With a theoretical limit of two hours “debate” on each objection, and lots of real world evidence that when such debate is broken down into five minutes here, five minutes there, and bathroom breaks and dinner recesses in between, two hours leans toward infinity … it’s not hard to see how this could be dragged on for a long, long time. Since Pence appears set to allow Republicans to object for reasons not covered in the relevant laws, they could object to every state that Biden won, keeping everyone seated in the Senate in a kind of tag team filibuster.
But it seems that Republicans may object to just three states. That doesn’t mean Republicans won’t rise in vocal opposition to other states—they absolutely will. It means that Gohmert, Hawley, Cruz, and Pence have decided they’ll do their “this is a legit objection” charade only for Arizona, Georgia, and Pennsylvania.
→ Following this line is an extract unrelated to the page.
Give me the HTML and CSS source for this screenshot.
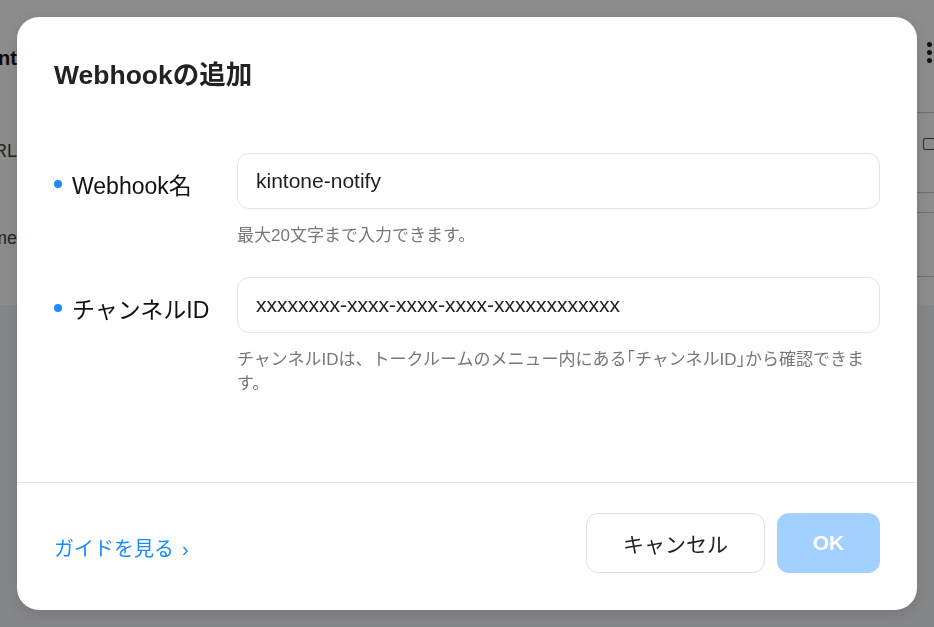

Considering that the whole affair starts at 1 PM ET, and should last a couple of hours in reasonable circumstances, these three states—and lots of verbal objections that Pence will let roll on rather than cutting them off as Biden did four years ago—should push the final announcement of results to somewhere around midnight. That means that, whatever Pence eventually announces from the podium, it will happen long after prime time. And probably after a lot of people exhausted from watching the Tuesday night runoff election returns have called it a night.
Odds are very good at the end of all this, Pence will simply announce Biden’s victory and gavel the session close over a roar of faux outrage from the seditionists. Fox appears to be bracing their audience for this outcome with frequent reminders that Pence’s role is purely ceremonial.
On the other hand, with Proud Boys battling in the streets, Gohmert pretending that Pence can replace the whole election system on a whim, and Trump already focusing his eternal hate, Pence could decide to … who knows. It’s 99% certain that Pence announces Joe Biden’s win and everyone goes home by the light of white supremacist bonfires, because the law really provides no other options.
So, of course, we’ll be here for live coverage.